● **What is required**:
All the data below goes into the copy word for word, but the pictures don't.
──────── Supplied material
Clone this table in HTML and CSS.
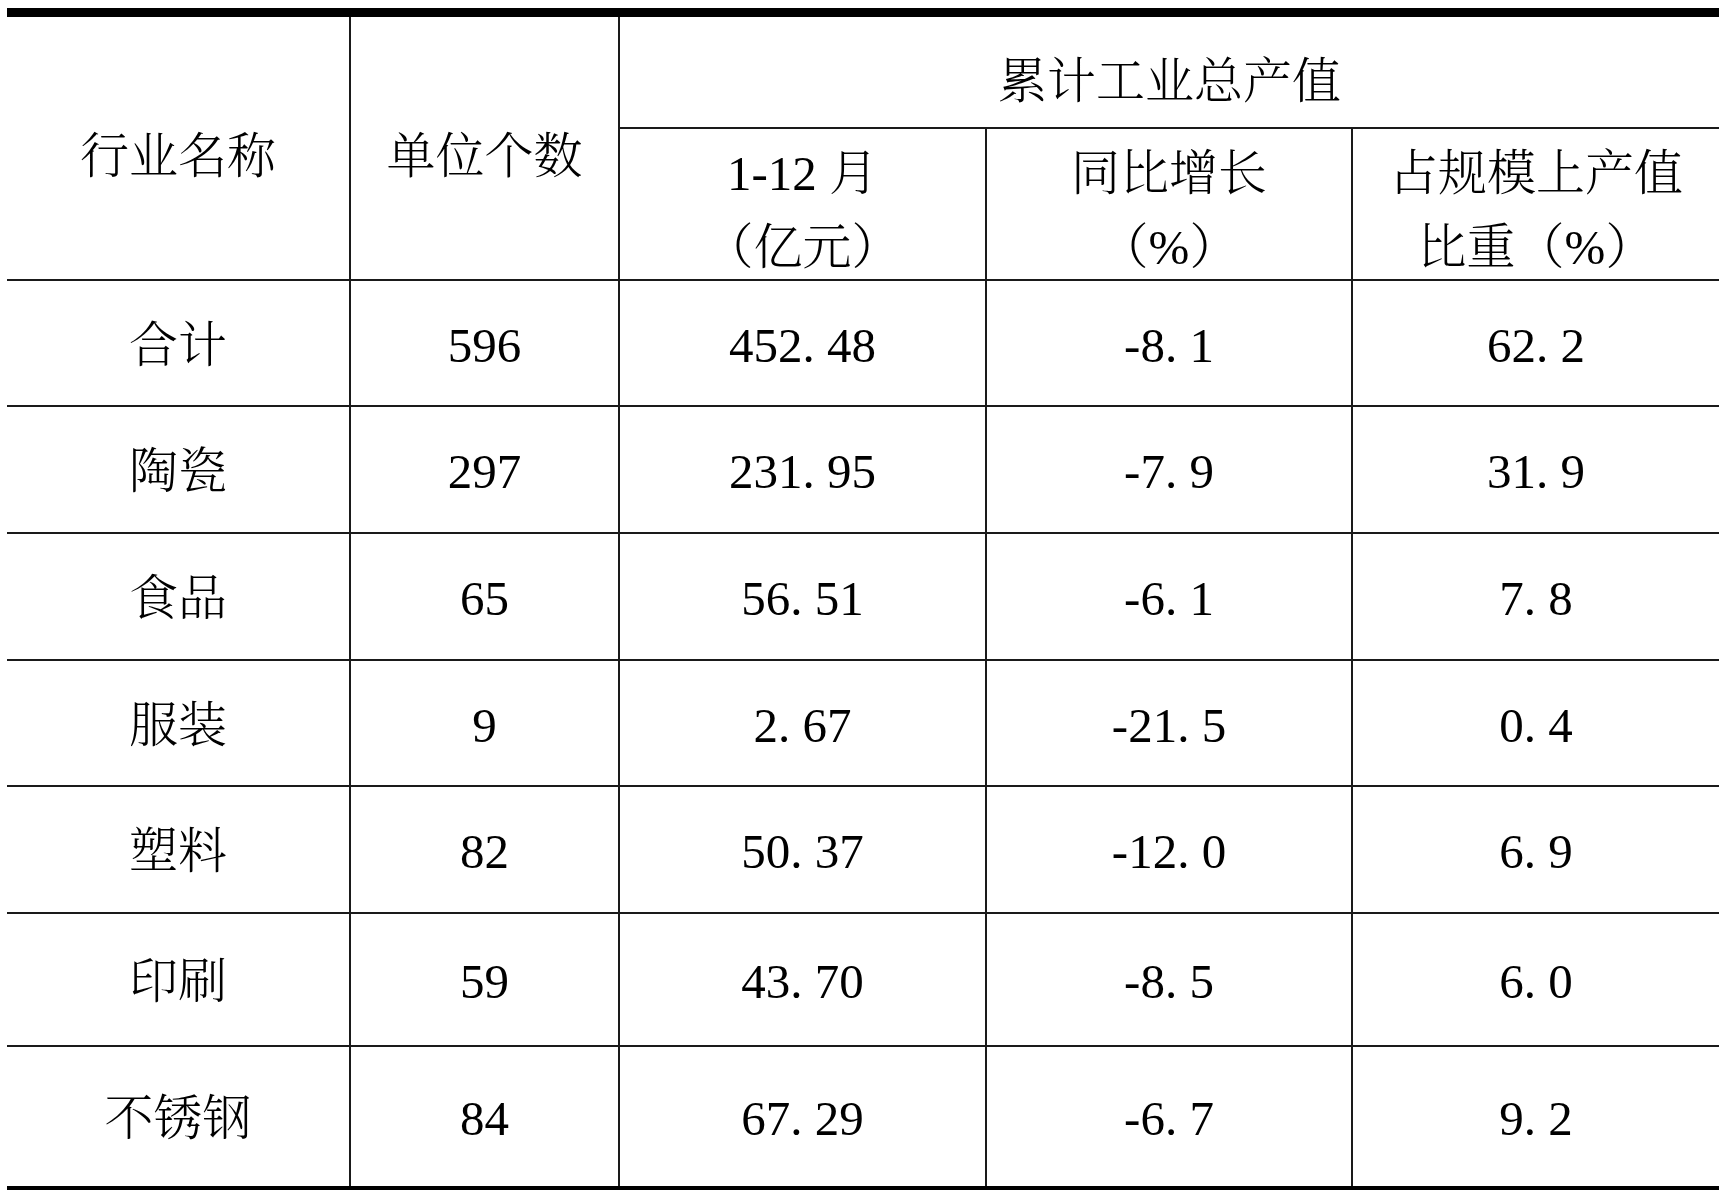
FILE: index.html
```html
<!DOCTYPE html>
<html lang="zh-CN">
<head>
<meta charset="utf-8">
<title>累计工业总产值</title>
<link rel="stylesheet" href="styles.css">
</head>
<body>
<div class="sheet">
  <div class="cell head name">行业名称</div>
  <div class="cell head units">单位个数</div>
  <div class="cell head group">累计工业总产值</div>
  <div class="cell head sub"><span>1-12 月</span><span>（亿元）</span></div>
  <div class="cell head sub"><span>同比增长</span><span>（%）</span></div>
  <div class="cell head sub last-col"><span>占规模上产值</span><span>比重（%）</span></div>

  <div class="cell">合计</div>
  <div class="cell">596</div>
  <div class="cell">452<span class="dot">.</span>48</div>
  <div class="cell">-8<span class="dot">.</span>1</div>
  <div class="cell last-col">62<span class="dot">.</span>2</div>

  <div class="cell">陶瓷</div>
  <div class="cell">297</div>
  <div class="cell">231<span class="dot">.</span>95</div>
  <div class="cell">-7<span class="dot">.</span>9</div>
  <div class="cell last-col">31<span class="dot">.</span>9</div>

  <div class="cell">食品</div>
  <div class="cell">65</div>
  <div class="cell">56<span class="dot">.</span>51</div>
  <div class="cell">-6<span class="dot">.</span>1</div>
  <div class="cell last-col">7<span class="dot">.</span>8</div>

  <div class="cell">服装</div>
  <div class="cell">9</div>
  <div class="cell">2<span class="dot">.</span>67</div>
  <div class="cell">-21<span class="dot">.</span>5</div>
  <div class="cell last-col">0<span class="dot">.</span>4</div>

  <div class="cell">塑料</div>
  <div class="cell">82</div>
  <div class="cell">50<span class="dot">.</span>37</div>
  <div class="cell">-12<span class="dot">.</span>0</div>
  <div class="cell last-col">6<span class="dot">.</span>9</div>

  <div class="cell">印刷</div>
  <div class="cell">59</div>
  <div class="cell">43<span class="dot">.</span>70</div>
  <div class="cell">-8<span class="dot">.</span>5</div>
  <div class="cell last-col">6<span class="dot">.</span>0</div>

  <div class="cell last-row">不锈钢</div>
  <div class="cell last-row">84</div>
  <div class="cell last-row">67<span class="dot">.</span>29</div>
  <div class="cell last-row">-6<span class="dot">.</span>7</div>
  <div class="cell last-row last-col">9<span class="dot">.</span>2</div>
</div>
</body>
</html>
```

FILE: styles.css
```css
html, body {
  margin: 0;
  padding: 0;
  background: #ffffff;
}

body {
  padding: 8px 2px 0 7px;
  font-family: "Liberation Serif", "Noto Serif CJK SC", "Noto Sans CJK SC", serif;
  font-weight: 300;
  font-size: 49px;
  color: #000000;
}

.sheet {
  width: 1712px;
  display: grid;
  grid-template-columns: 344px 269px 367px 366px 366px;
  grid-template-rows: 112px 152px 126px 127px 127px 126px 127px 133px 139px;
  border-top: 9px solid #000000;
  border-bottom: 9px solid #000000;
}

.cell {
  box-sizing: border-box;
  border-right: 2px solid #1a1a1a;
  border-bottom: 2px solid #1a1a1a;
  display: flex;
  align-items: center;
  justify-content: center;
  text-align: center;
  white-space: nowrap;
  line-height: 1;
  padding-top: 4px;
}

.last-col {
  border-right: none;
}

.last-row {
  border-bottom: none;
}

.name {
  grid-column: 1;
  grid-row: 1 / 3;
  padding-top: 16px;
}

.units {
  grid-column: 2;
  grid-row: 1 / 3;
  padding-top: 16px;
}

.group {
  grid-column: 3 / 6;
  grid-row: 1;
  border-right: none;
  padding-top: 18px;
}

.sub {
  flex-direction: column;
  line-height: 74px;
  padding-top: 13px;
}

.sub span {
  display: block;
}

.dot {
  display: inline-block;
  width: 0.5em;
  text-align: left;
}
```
────────────────
● **Exercise result**:
Clone this table in HTML and CSS.
FILE: index.html
```html
<!DOCTYPE html>
<html lang="zh-CN">
<head>
<meta charset="utf-8">
<title>累计工业总产值</title>
<link rel="stylesheet" href="styles.css">
</head>
<body>
<div class="sheet">
  <div class="cell head name">行业名称</div>
  <div class="cell head units">单位个数</div>
  <div class="cell head group">累计工业总产值</div>
  <div class="cell head sub"><span>1-12 月</span><span>（亿元）</span></div>
  <div class="cell head sub"><span>同比增长</span><span>（%）</span></div>
  <div class="cell head sub last-col"><span>占规模上产值</span><span>比重（%）</span></div>

  <div class="cell">合计</div>
  <div class="cell">596</div>
  <div class="cell">452<span class="dot">.</span>48</div>
  <div class="cell">-8<span class="dot">.</span>1</div>
  <div class="cell last-col">62<span class="dot">.</span>2</div>

  <div class="cell">陶瓷</div>
  <div class="cell">297</div>
  <div class="cell">231<span class="dot">.</span>95</div>
  <div class="cell">-7<span class="dot">.</span>9</div>
  <div class="cell last-col">31<span class="dot">.</span>9</div>

  <div class="cell">食品</div>
  <div class="cell">65</div>
  <div class="cell">56<span class="dot">.</span>51</div>
  <div class="cell">-6<span class="dot">.</span>1</div>
  <div class="cell last-col">7<span class="dot">.</span>8</div>

  <div class="cell">服装</div>
  <div class="cell">9</div>
  <div class="cell">2<span class="dot">.</span>67</div>
  <div class="cell">-21<span class="dot">.</span>5</div>
  <div class="cell last-col">0<span class="dot">.</span>4</div>

  <div class="cell">塑料</div>
  <div class="cell">82</div>
  <div class="cell">50<span class="dot">.</span>37</div>
  <div class="cell">-12<span class="dot">.</span>0</div>
  <div class="cell last-col">6<span class="dot">.</span>9</div>

  <div class="cell">印刷</div>
  <div class="cell">59</div>
  <div class="cell">43<span class="dot">.</span>70</div>
  <div class="cell">-8<span class="dot">.</span>5</div>
  <div class="cell last-col">6<span class="dot">.</span>0</div>

  <div class="cell last-row">不锈钢</div>
  <div class="cell last-row">84</div>
  <div class="cell last-row">67<span class="dot">.</span>29</div>
  <div class="cell last-row">-6<span class="dot">.</span>7</div>
  <div class="cell last-row last-col">9<span class="dot">.</span>2</div>
</div>
</body>
</html>
```

FILE: styles.css
```css
html, body {
  margin: 0;
  padding: 0;
  background: #ffffff;
}

body {
  padding: 8px 2px 0 7px;
  font-family: "Liberation Serif", "Noto Serif CJK SC", "Noto Sans CJK SC", serif;
  font-weight: 300;
  font-size: 49px;
  color: #000000;
}

.sheet {
  width: 1712px;
  display: grid;
  grid-template-columns: 344px 269px 367px 366px 366px;
  grid-template-rows: 112px 152px 126px 127px 127px 126px 127px 133px 139px;
  border-top: 9px solid #000000;
  border-bottom: 9px solid #000000;
}

.cell {
  box-sizing: border-box;
  border-right: 2px solid #1a1a1a;
  border-bottom: 2px solid #1a1a1a;
  display: flex;
  align-items: center;
  justify-content: center;
  text-align: center;
  white-space: nowrap;
  line-height: 1;
  padding-top: 4px;
}

.last-col {
  border-right: none;
}

.last-row {
  border-bottom: none;
}

.name {
  grid-column: 1;
  grid-row: 1 / 3;
  padding-top: 16px;
}

.units {
  grid-column: 2;
  grid-row: 1 / 3;
  padding-top: 16px;
}

.group {
  grid-column: 3 / 6;
  grid-row: 1;
  border-right: none;
  padding-top: 18px;
}

.sub {
  flex-direction: column;
  line-height: 74px;
  padding-top: 13px;
}

.sub span {
  display: block;
}

.dot {
  display: inline-block;
  width: 0.5em;
  text-align: left;
}
```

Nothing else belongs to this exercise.